Michael Jordan has long insisted he’s a competitor, not the GOAT.
The NBA legend explained in a 2009 interview with ESPN’s Michael Wilbon he doesn’t like when people call him the NBA’s greatest player of all time. Jordan believes giving him the GOAT title disrespects the legends that played before he entered the NBA in 1984.
Michael Jordan on the 🐐 tag. pic.twitter.com/dAGfxRcX4Z
— Andscape (@andscape) January 2, 2019
“I don’t want it (the GOAT title) in a sense because I think it disrespects Wilt Chamberlain, Jerry West — you know all the guys that prior to me I never had a chance to play against,” Jordan said. “What everybody is saying I am, I never had the chance to compete against other legends that was prior to me. When I hear it, I cringe a little bit because it’s a little bit embarrassing because no one knows.
“I never had the chance to, once again, to play against those guys. I would love to have played against them but I never did. And for you to say that I’m better than him … I mean it’s your opinion, it’s their opinion. I accept that as their opinion. If you ask me, I would never say that I am the greatest player. That’s because I never played against all the people that represented the league prior to Michael Jordan.”

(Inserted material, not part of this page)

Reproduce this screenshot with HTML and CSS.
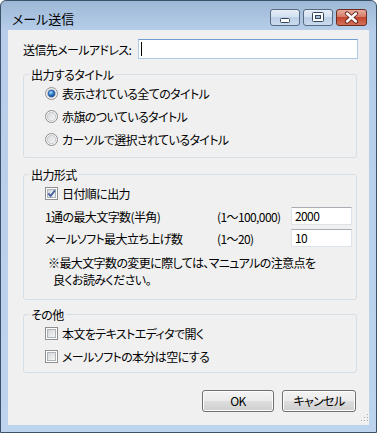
FILE: index.html
```html
<!DOCTYPE html>
<html lang="ja">
<head>
<meta charset="utf-8">
<title>メール送信</title>
<link rel="stylesheet" href="styles.css">
</head>
<body>
<div class="window">
  <div class="titlebar">
    <span class="title">メール送信</span>
    <div class="controls">
      <span class="cbtn">
        <svg width="28" height="15" viewBox="0 0 28 15"><rect x="9.5" y="8.5" width="9" height="4" rx="1" fill="#fff" stroke="#34475c"/></svg>
      </span>
      <span class="cbtn">
        <svg width="28" height="15" viewBox="0 0 28 15"><rect x="8.5" y="2.5" width="11" height="9" rx="1" fill="#fff" stroke="#34475c"/><rect x="11.5" y="5.5" width="5" height="3" fill="#a9bdd2" stroke="#34475c"/></svg>
      </span>
      <span class="cbtn close">
        <svg width="29" height="15" viewBox="0 0 29 15"><path d="M10 3.5 L19 11.5 M19 3.5 L10 11.5" stroke="#5b1e15" stroke-width="4.2" stroke-linecap="round" fill="none"/><path d="M10 3.5 L19 11.5 M19 3.5 L10 11.5" stroke="#fff" stroke-width="2.4" stroke-linecap="round" fill="none"/></svg>
      </span>
    </div>
  </div>
  <div class="client">
    <div class="addr">
      <span class="addr-label">送信先メールアドレス:</span>
      <div class="addr-input"><span class="caret"></span></div>
    </div>

    <fieldset class="group g1">
      <legend>出力するタイトル</legend>
      <div class="rows">
        <div class="row">
          <svg class="radio" width="13" height="13" viewBox="0 0 13 13"><defs><linearGradient id="rbg" x1="0" y1="0" x2="1" y2="1"><stop offset="0" stop-color="#d6d8da"/><stop offset="1" stop-color="#f7f7f7"/></linearGradient><radialGradient id="rdot" cx="0.4" cy="0.35" r="0.7"><stop offset="0" stop-color="#b6dcfc"/><stop offset="0.45" stop-color="#3a86d6"/><stop offset="1" stop-color="#0d3c82"/></radialGradient></defs><circle cx="6.5" cy="6.5" r="6" fill="#f5f5f5" stroke="#8c8e90"/><circle cx="6.5" cy="6.5" r="4.2" fill="url(#rbg)" stroke="#bfc3c7" stroke-width="0.8"/><circle cx="6.5" cy="6.5" r="3.4" fill="url(#rdot)" stroke="#1c4d8e" stroke-width="0.6"/></svg>
          <span>表示されている全てのタイトル</span>
        </div>
        <div class="row">
          <svg class="radio" width="13" height="13" viewBox="0 0 13 13"><circle cx="6.5" cy="6.5" r="6" fill="#f5f5f5" stroke="#8c8e90"/><circle cx="6.5" cy="6.5" r="4.2" fill="url(#rbg)" stroke="#bfc3c7" stroke-width="0.8"/></svg>
          <span>赤旗のついているタイトル</span>
        </div>
        <div class="row">
          <svg class="radio" width="13" height="13" viewBox="0 0 13 13"><circle cx="6.5" cy="6.5" r="6" fill="#f5f5f5" stroke="#8c8e90"/><circle cx="6.5" cy="6.5" r="4.2" fill="url(#rbg)" stroke="#bfc3c7" stroke-width="0.8"/></svg>
          <span>カーソルで選択されているタイトル</span>
        </div>
      </div>
    </fieldset>

    <fieldset class="group g2">
      <legend>出力形式</legend>
      <div class="rows">
        <div class="row">
          <svg class="check" width="13" height="13" viewBox="0 0 13 13"><defs><linearGradient id="cbg" x1="0" y1="0" x2="1" y2="1"><stop offset="0" stop-color="#d3d5d8"/><stop offset="1" stop-color="#f8f8f8"/></linearGradient></defs><rect x="0.5" y="0.5" width="12" height="12" fill="#fff" stroke="#8e8f8f"/><rect x="2.5" y="2.5" width="8" height="8" fill="url(#cbg)" stroke="#aeb3b9"/><path d="M3.3 6.4 L5.6 9 L10 3.4" stroke="#4a64a0" stroke-width="1.9" fill="none"/></svg>
          <span>日付順に出力</span>
        </div>
        <div class="field f1">
          <span class="f-label">1通の最大文字数(半角)</span>
          <span class="f-range">(1〜100,000)</span>
          <div class="num">2000</div>
        </div>
        <div class="field f2">
          <span class="f-label">メールソフト最大立ち上げ数</span>
          <span class="f-range">(1〜20)</span>
          <div class="num">10</div>
        </div>
      </div>
      <div class="note">
        <div>※最大文字数の変更に際しては、マニュアルの注意点を</div>
        <div class="note-2">良くお読みください。</div>
      </div>
    </fieldset>

    <fieldset class="group g3">
      <legend>その他</legend>
      <div class="rows">
        <div class="row">
          <svg class="check" width="13" height="13" viewBox="0 0 13 13"><rect x="0.5" y="0.5" width="12" height="12" fill="#fff" stroke="#8e8f8f"/><rect x="2.5" y="2.5" width="8" height="8" fill="url(#cbg)" stroke="#aeb3b9"/></svg>
          <span>本文をテキストエディタで開く</span>
        </div>
        <div class="row">
          <svg class="check" width="13" height="13" viewBox="0 0 13 13"><rect x="0.5" y="0.5" width="12" height="12" fill="#fff" stroke="#8e8f8f"/><rect x="2.5" y="2.5" width="8" height="8" fill="url(#cbg)" stroke="#aeb3b9"/></svg>
          <span>メールソフトの本分は空にする</span>
        </div>
      </div>
    </fieldset>

    <div class="buttons">
      <button class="btn ok">OK</button>
      <button class="btn cancel">キャンセル</button>
    </div>

    <svg class="grip" width="9" height="9" viewBox="0 0 9 9">
      <g fill="#fff"><rect x="8" y="2" width="1" height="1"/><rect x="5" y="5" width="1" height="1"/><rect x="8" y="5" width="1" height="1"/><rect x="2" y="8" width="1" height="1"/><rect x="5" y="8" width="1" height="1"/><rect x="8" y="8" width="1" height="1"/></g>
      <g fill="#a9a9a9"><rect x="7" y="1" width="1" height="1"/><rect x="4" y="4" width="1" height="1"/><rect x="7" y="4" width="1" height="1"/><rect x="1" y="7" width="1" height="1"/><rect x="4" y="7" width="1" height="1"/><rect x="7" y="7" width="1" height="1"/></g>
    </svg>
  </div>
</div>
</body>
</html>
```

FILE: styles.css
```css
* {
  box-sizing: border-box;
}

html,
body {
  margin: 0;
  padding: 0;
}

body {
  width: 377px;
  height: 433px;
  overflow: hidden;
  background: #ffffff;
  font-family: "Noto Sans CJK JP", "Noto Sans", sans-serif;
  font-size: 12px;
  letter-spacing: -0.6px;
  color: #000;
  font-feature-settings: "palt";
}

.window {
  width: 377px;
  height: 433px;
  border: 1px solid #3d5268;
  border-radius: 6px 6px 0 0;
  background: linear-gradient(#9db8d6, #b6cee9 30px, #bcd4ee);
  display: flex;
  flex-direction: column;
}

.titlebar {
  flex: none;
  height: 29px;
  display: flex;
  align-items: flex-start;
  padding-left: 11px;
}

.title {
  font-size: 13px;
  line-height: 15px;
  margin-top: 10px;
  letter-spacing: 0;
  color: #000;
}

.controls {
  margin-left: auto;
  margin-top: 8px;
  margin-right: 9px;
  display: flex;
  gap: 3px;
}

.cbtn {
  width: 30px;
  height: 17px;
  border: 1px solid #586b80;
  border-radius: 3px;
  display: flex;
  align-items: center;
  justify-content: center;
  background: linear-gradient(#e6eef8, #d3e1f0 45%, #bccfe5 50%, #c9dbef);
}

.cbtn.close {
  width: 31px;
  border-color: #6d2b21;
  background: linear-gradient(#e8ab9d, #d67c69 45%, #c4442e 50%, #d27258);
}

.client {
  flex: 1;
  margin: 0 7px 7px;
  background: #f0f0f0;
  position: relative;
  display: flex;
  flex-direction: column;
}

.addr {
  display: flex;
  align-items: center;
  height: 20px;
  margin: 9px 11px 0 15px;
}

.addr-label {
  width: 115px;
  flex: none;
}

.addr-input {
  flex: 1;
  height: 20px;
  border: 1px solid #aecbe8;
  border-top-color: #6e9cd0;
  background: #fff;
  padding: 2px 0 0 2px;
}

.caret {
  display: block;
  width: 1px;
  height: 14px;
  background: #000;
}

.group {
  margin: 8px 12px 0 15px;
  padding: 0;
  border: 1px solid #d5dfe5;
  border-radius: 3px;
  min-inline-size: 0;
}

.group legend {
  margin-left: 5px;
  padding: 0 2px;
  height: 15px;
  line-height: 15px;
}

.g1 {
  padding-bottom: 6px;
}

.g2 {
  margin-top: 9px;
  padding-bottom: 11px;
}

.g3 {
  margin-top: 7px;
  padding-bottom: 4px;
}

.rows {
  padding-left: 21px;
}

.row {
  height: 23px;
  display: flex;
  align-items: center;
  gap: 4px;
}

.radio,
.check {
  flex: none;
  display: block;
}

.field {
  display: flex;
  align-items: center;
  height: 18px;
}

.f1 {
  margin-top: 2px;
}

.f2 {
  margin-top: 4px;
}

.f-label {
  width: 172px;
  flex: none;
}

.f-range {
  width: 74px;
  flex: none;
}

.num {
  width: 61px;
  height: 18px;
  border: 1px solid #dde3ea;
  border-top-color: #a9acb3;
  border-left-color: #e2e3ea;
  background: #fff;
  padding-left: 3px;
  line-height: 16px;
}

.note {
  margin-top: 7px;
  padding-left: 24px;
  line-height: 17px;
}

.note-2 {
  padding-left: 5px;
}

.buttons {
  display: flex;
  justify-content: flex-end;
  gap: 8px;
  margin: 17px 13px 0 0;
}

.btn {
  height: 22px;
  border: 1px solid #707070;
  border-radius: 3px;
  background: linear-gradient(#f3f3f3, #ebebeb 48%, #dddddd 52%, #cfcfcf);
  box-shadow: inset 0 0 0 1px #fcfcfc;
  font-family: "Noto Sans CJK JP", "Noto Sans", sans-serif;
  font-size: 12px;
  letter-spacing: -0.6px;
  font-feature-settings: "palt";
  color: #000;
  padding: 0;
  line-height: 18px;
}

.ok {
  width: 72px;
}

.cancel {
  width: 74px;
}

.grip {
  position: absolute;
  right: 0;
  bottom: 3px;
}
```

Jordan’s nearly decade-old interview re-surfaced this week in the wake of the assertion LeBron James made in the latest episode of ESPN’s “More Than An Athlete” series he’s the NBA’s greatest-ever player.
Boston Celtics legend Kevin McHale and those who support Jordan’s claim to the throne took a dim view of James’ comment because they believe it demonstrates a lack of humility.
It turns out Jordan already showed the best way to address the eternal debate, and the old interview clip provides us a timely reminder.